Overview: this course is an applied introduction to multilevel modelling that aims to give you deep understanding of the standard model. It does not presume any prior knowledge in multilevel modelling but does require you to be very familiar with multiple regression analysis

What are multilevel models? Populations commonly exhibit complex structure with many levels, so that patients (at level 1) are assigned to clinics (at level 2); pupils (1) attend schools (2), while individuals (1) may ‘learn’ their health-related behaviour in the context of households nested within households (2), in postcode sectors (3) in districts (4) in regions (5). In many cases the survey design reflects the structure of the population so that in a survey of voting intentions, the respondents (1) are clustered by constituencies (2). Longitudinal designs also give rise to multilevel structures so that there could be annual, repeated measures of income (level 1) on individuals (2) in different sectors of the economy (3). Another type of repeated-measures design is when the repetition occurs at the higher level. Thus schools (level 3) could be repeatedly monitored every year (2) for the performance of their students (1). Another possibility is a ‘multivariate’ structure where a number of different but related measurements are made on individuals.

For example, there may be measurements of smoking, drinking and eating (all at level 1) for individuals (2) in communities (3). Yet another possibility arises in meta-analysis where an attempt is made to summarise quantitatively the results for subjects (level 1) nested within several studies (2). All these examples have so far been strictly hierarchical so that each lower unit nests exactly into one, and only one, higher-level unit. It is also possible to have cross-classified structures such as pupils (level 1) nested in neighbourhoods (2) and schools (also level 2), or respondents (1) in a survey nested within areas (2) and interviewers (2). In traditional analysis these levels in the data are often seen as a convenience in the design which has become a nuisance in the analysis. In contrast, by using multilevel models we are able to model simultaneously at several levels, gaining the potential for improved estimation, valid inference, and a better substantive understanding. In substantive terms, by working simultaneously at the individual and contextual levels, these analytic models begin to reflect the social organisation of life. By providing estimates of both the average effect of a variable over a number of settings, and the extent to which that effect varies over settings, these models provide a means of ‘thick’ quantitative description. The complexity of the real-world of people and places, both with a history, is not ignored in the pursuit of a single universal equation.

DAY TOPIC

1. Hierarchies and levels; introducing multilevel structures; unit and classification diagrams, fixed and random classifications, what alternatives from of analysis are available, and why they are inferior to random coefficient modelling?
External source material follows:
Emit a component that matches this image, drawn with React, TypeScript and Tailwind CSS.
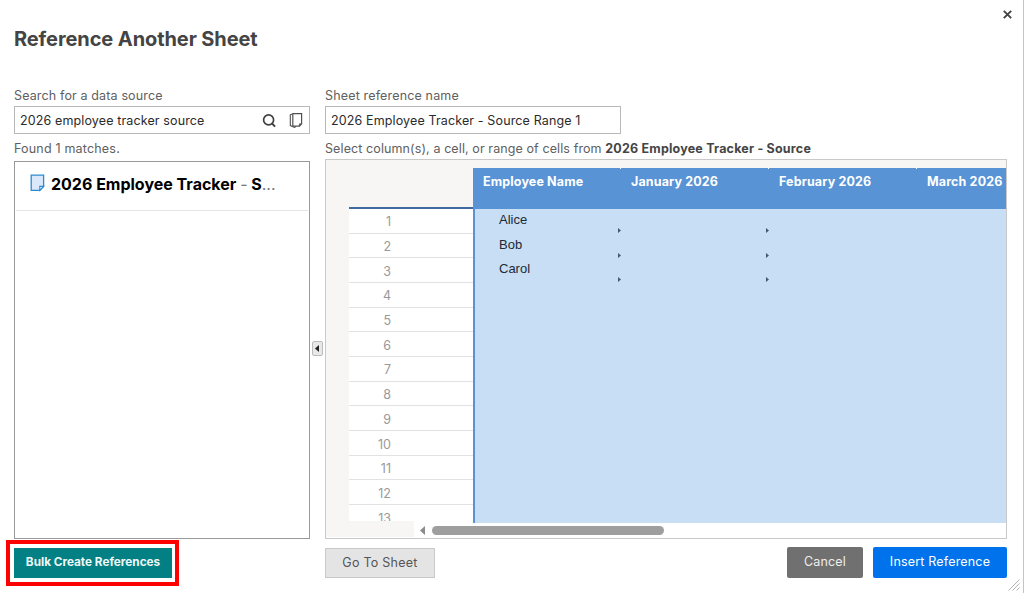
import type { ReactNode } from "react";

const SOURCE_NAME = "2026 Employee Tracker - Source";
const COLUMNS = ["Employee Name", "January 2026", "February 2026", "March 2026"];
const NAMES = ["Alice", "Bob", "Carol"];
const ROW_NUMBERS = Array.from({ length: 13 }, (_, i) => i + 1);

function SearchIcon() {
  return (
    <svg width="16" height="16" viewBox="0 0 16 16" fill="none" stroke="#404040">
      <circle cx="7.6" cy="7.9" r="5" strokeWidth="1.7" />
      <path d="M11.2 11.6 L14 14.6" strokeWidth="2" />
    </svg>
  );
}

function SheetsIcon() {
  return (
    <svg width="14" height="16" viewBox="0 0 14 16" fill="none" stroke="#505050">
      <path d="M3.8 1.6 H12.6 V11.8 L10.4 14.2 H3.8 Z" strokeWidth="1.2" />
      <path d="M12.6 11.8 H10.4 V14.2 Z" fill="#505050" strokeWidth="0.6" />
      <path d="M3.4 1.9 L1.3 2.8 V13.6 L5.6 15.4 L7 14.4" strokeWidth="1.1" />
    </svg>
  );
}

function SheetIcon() {
  return (
    <svg width="15" height="18" viewBox="0 0 15 18" fill="none">
      <path d="M1.2 1.2 H13.6 V12.4 L9.8 16.4 H1.2 Z" fill="#dbe7fb" stroke="#2c8bd0" strokeWidth="1.3" />
      <path d="M13.6 12.4 H9.8 V16.4 Z" fill="#fff" stroke="#2c8bd0" strokeWidth="1.1" />
    </svg>
  );
}

function Label({ children }: { children: ReactNode }) {
  return (
    <div className="flex h-[22px] items-center whitespace-nowrap pt-0.5 text-[12.5px] text-[#606060]">
      {children}
    </div>
  );
}

function SourcePane() {
  return (
    <section className="flex w-[296px] flex-col">
      <Label>
        <span className="tracking-[0.14px]">Search for a data source</span>
      </Label>
      <div className="flex h-7 items-center border border-[#b8b8b8] pl-[5px] pr-1.5">
        <span className="flex-1 pt-0.5 text-[12.5px] tracking-[0.13px] text-[#2b2b2b]">
          2026 employee tracker source
        </span>
        <SearchIcon />
        <span className="ml-3 flex">
          <SheetsIcon />
        </span>
      </div>
      <div className="flex h-[27px] items-center pt-[3px] text-[12.5px] tracking-[0.19px] text-[#606060]">
        Found 1 matches.
      </div>
      <div className="flex-1 border border-[#999]">
        <div className="mx-px flex h-[49px] items-center border-b border-[#e4e4e4] pb-1 pl-3.5">
          <span className="-mt-0.5">
            <SheetIcon />
          </span>
          <span className="ml-1.5 whitespace-nowrap text-base font-bold text-black">
            2026 Employee Tracker <span className="font-normal text-[#777]">-</span> S
            <span className="font-normal text-[#777]">...</span>
          </span>
        </div>
      </div>
    </section>
  );
}

function RowNumbers() {
  return (
    <div className="flex w-[147px] flex-col bg-[#f7f6f5]">
      <div className="ml-[23px] h-[49px] border-b-2 border-[#41699f]" />
      <div className="ml-[23px] h-[312px] overflow-hidden bg-white">
        {ROW_NUMBERS.map((n) => (
          <div
            key={n}
            className="flex h-[24.68px] items-center border-b border-[#e2e2e2] text-[12.5px] text-[#999]"
          >
            <span className="w-[42px] pt-1 text-right">{n}</span>
          </div>
        ))}
      </div>
      <div className="flex-1 bg-white" />
    </div>
  );
}

function SelectedCells() {
  return (
    <div className="mt-2 flex h-[355px] flex-1 flex-col overflow-hidden">
      <div className="flex h-[41px] shrink-0 bg-[#5793d5]">
        {COLUMNS.map((name, i) => (
          <div key={name} className="flex w-[148px] shrink-0 justify-between">
            <span className="whitespace-nowrap pl-2.5 pt-1 text-[12.5px] font-bold leading-[19px] tracking-[0.14px] text-white">
              {name}
            </span>
            {i < 3 && <span className="h-px w-px bg-white" />}
          </div>
        ))}
      </div>
      <div className="flex-1 border-l-2 border-[#5793d5] bg-[#c8def4]">
        {NAMES.map((name) => (
          <div key={name} className="flex h-[24.68px]">
            <span className="w-[143px] pl-6 pt-px font-['Liberation_Sans',sans-serif] text-[13px] leading-[20px] text-[#202a36]">
              {name}
            </span>
            <CellMark />
            <span className="w-[145px]" />
            <CellMark />
          </div>
        ))}
      </div>
    </div>
  );
}

function CellMark() {
  return (
    <svg className="mt-[19px] shrink-0" width="3" height="5" viewBox="0 0 3 5">
      <path d="M0 0 L3 2.5 L0 5 Z" fill="#405a78" />
    </svg>
  );
}

function SheetGrid() {
  return (
    <div className="flex flex-1 flex-col border border-[#c9c9c9]">
      <div className="flex h-[363px] bg-[#f7f6f5]">
        <RowNumbers />
        <SelectedCells />
      </div>
      <div className="flex flex-1">
        <div className="-mt-0.5 mb-px w-[88px] bg-[#f7f6f5]" />
        <div className="flex items-start pl-1.5 pt-[3px]">
          <svg width="5" height="9" viewBox="0 0 5 9">
            <path d="M5 0 L0 4.5 L5 9 Z" fill="#8b8b8b" />
          </svg>
          <div className="ml-[7px] h-[9px] w-[232px] rounded-full bg-[#9e9e9e]" />
        </div>
      </div>
    </div>
  );
}

function RangePane() {
  return (
    <section className="flex w-[682px] flex-col">
      <Label>
        <span className="tracking-[0.16px]">Sheet reference name</span>
      </Label>
      <div className="flex h-7 w-[296px] items-center border border-[#b8b8b8] pl-[5px] pt-0.5 text-[12.5px] tracking-[0.13px] text-[#2b2b2b]">
        {SOURCE_NAME} Range 1
      </div>
      <div className="flex h-[25px] items-center whitespace-pre pt-[5px] text-[12.5px] tracking-[0.1px] text-[#606060]">
        Select column(s), a cell, or range of cells from{" "}
        <strong className="font-bold tracking-[0.2px] text-[#454545]">{SOURCE_NAME}</strong>
      </div>
      <SheetGrid />
    </section>
  );
}

export default function App() {
  return (
    <div className="relative flex h-[593px] w-[1024px] flex-col overflow-hidden border-r border-[#c4c4c4] bg-white font-['Inter',sans-serif]">
      <header className="flex h-[84px] items-start justify-between pl-3.5 pr-[11px]">
        <h1 className="pt-[25px] text-[20px] font-bold leading-7 tracking-[-0.09px] text-[#444]">
          Reference Another Sheet
        </h1>
        <button type="button" aria-label="Close" className="mt-2.5">
          <svg width="9" height="9" viewBox="0 0 9 9" stroke="#444" strokeWidth="1.9">
            <path d="M0.8 0.8 L8.2 8.2 M8.2 0.8 L0.8 8.2" />
          </svg>
        </button>
      </header>

      <main className="flex h-[455px] pl-3.5">
        <SourcePane />
        <div className="flex w-[15px] items-start pl-0.5 pt-[257px]">
          <button
            type="button"
            aria-label="Collapse"
            className="flex h-[15px] w-[11px] items-center justify-center rounded-xs border border-[#bcbcbc] bg-[#e8e8e8] pr-px"
          >
            <svg width="4" height="7" viewBox="0 0 4 7">
              <path d="M4 0 L0 3.5 L4 7 Z" fill="#222" />
            </svg>
          </button>
        </div>
        <RangePane />
      </main>

      <footer className="flex flex-1 items-start pl-1.5 pr-4 pt-px">
        <div className="flex h-[46px] w-[173px] border-4 border-[#fd0000] p-1 pr-[3px]">
          <button
            type="button"
            className="flex-1 whitespace-nowrap bg-[#038083] text-[11.75px] font-bold text-[#eef8f8]"
          >
            Bulk Create References
          </button>
        </div>
        <button
          type="button"
          className="ml-[146px] mt-2 h-[30px] w-[110px] border border-[#c9c9c9] bg-[#e4e4e4] pt-px text-[12.5px] tracking-[0.26px] text-[#555]"
        >
          Go To Sheet
        </button>
        <button
          type="button"
          className="ml-auto mt-[7px] h-[31px] w-[76px] rounded-xs bg-[#707070] text-[12.5px] tracking-[0.15px] text-[#eee]"
        >
          Cancel
        </button>
        <button
          type="button"
          className="ml-2.5 mt-[7px] h-[31px] w-[134px] rounded-xs bg-[#0073ec] text-[12.5px] tracking-[0.18px] text-white"
        >
          Insert Reference
        </button>
      </footer>

      <svg className="absolute bottom-0.5 right-[3px]" width="12" height="12" viewBox="0 0 12 12" stroke="#b4b4b4">
        <path d="M0.5 11.5 L11.5 0.5 M4.5 11.5 L11.5 4.5 M8.5 11.5 L11.5 8.5" />
      </svg>
    </div>
  );
}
2. Contextuality and varying relationships

3. From graphs to equations; random intercepts; a worked example; houses within neighbours; context and composition

4. Random-slope models; exemplification with analysis of school performance

5. Variables at higher-levels; modelling the effects of environmental quality on house prices

6. Modelling population heterogeneity: between-group variability, understanding dependency and autocorrelation, variance functions

7. Models with complex heterogeneity at level 1; between-individual variability; significance testing

8. Models with categorical predictors; complex heterogeneity at level 1 and level 2

9. Estimators: properties of shrinkage estimates, full information maximum likelihood and REML, Bayesian MCMC estimation

10. Going further – models with categorical responses, longitudinal analysis, etc; review and conclusions.